Wednesday, October 10, 2007

I Think This Stuff Only Happens to Me

So, after I dropped the kid off for her swim practice last nite, I headed to the public library to get some books I needed. Heading on down to the first floor, I decide to make a pit stop in the the little girls room. Imagine my surprise as I bolt thru the door and run smack in to a woman, naked, singing about poop. And yes, I only wish I were kidding. She also happened to be in the bathroom that is right next to the kids library room; thank God it wasn't little Sally Someone that went walking in there first.

Butt naked. God.

You know, earlier yesterday, a friend of mine and I were talking about the "good ole days" when we both used to work with prisoners. He used to do transport in a different state, I used to work with them here, right in their comfy little housing pods at the County Jail. Either way, you see some of the strangest stuff. And when I was working with them, the most interesting character I met, by far, was BatWoman. A woman who was not allowed to come out of her cell to chat with me, or anyone else for that matter, because she refused to get dressed. Apparently, I attract the "clothing optional" peeps of the world.

Anyway, when I walked in to her "batcave" she was wearing nothing but a pair of pink underwear - on her head. Imagine my surprise! I remember thinking, "does anyone really question whether she needs a lawyer? How about we just request a psych exam right now." Alas, we chatted for a bit; she was really quite interesting. Did you know that BatWoman canNOT make herself invisible? Here's a sample of our conversation:

M: So, what happened?
B: I left my wallet in the library. (what is it with naked people and the library?!?)
M: And then what?
B: The library closed so I pulled the fire alarm next door so the fireman would come and let me back in to get it.

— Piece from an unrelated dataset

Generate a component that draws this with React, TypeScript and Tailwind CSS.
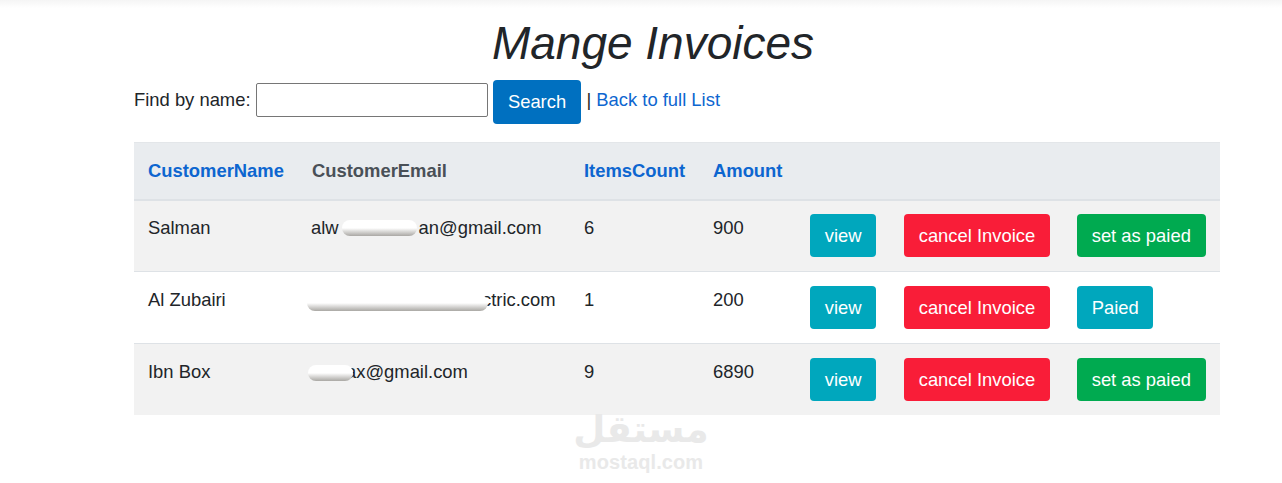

*I have to interject that, at this moment, a lot of thoughts were swirling thru my head like "she's pretty damn crafty" and "bite your tongue and do not ask her about superpowers!"

M: Well, you are BatWoman; why didn't you just use your superpowers to become invisible? You could have slipped right thru the door then. (Oops. It slipped, I swear.)
B: I'm BatWoman! I don't have invisible powers.

Check please!! Do you know how hard it is to keep a straight face while sitting in an 8x8 cell with a naked woman that is wearing pink underwear on her head?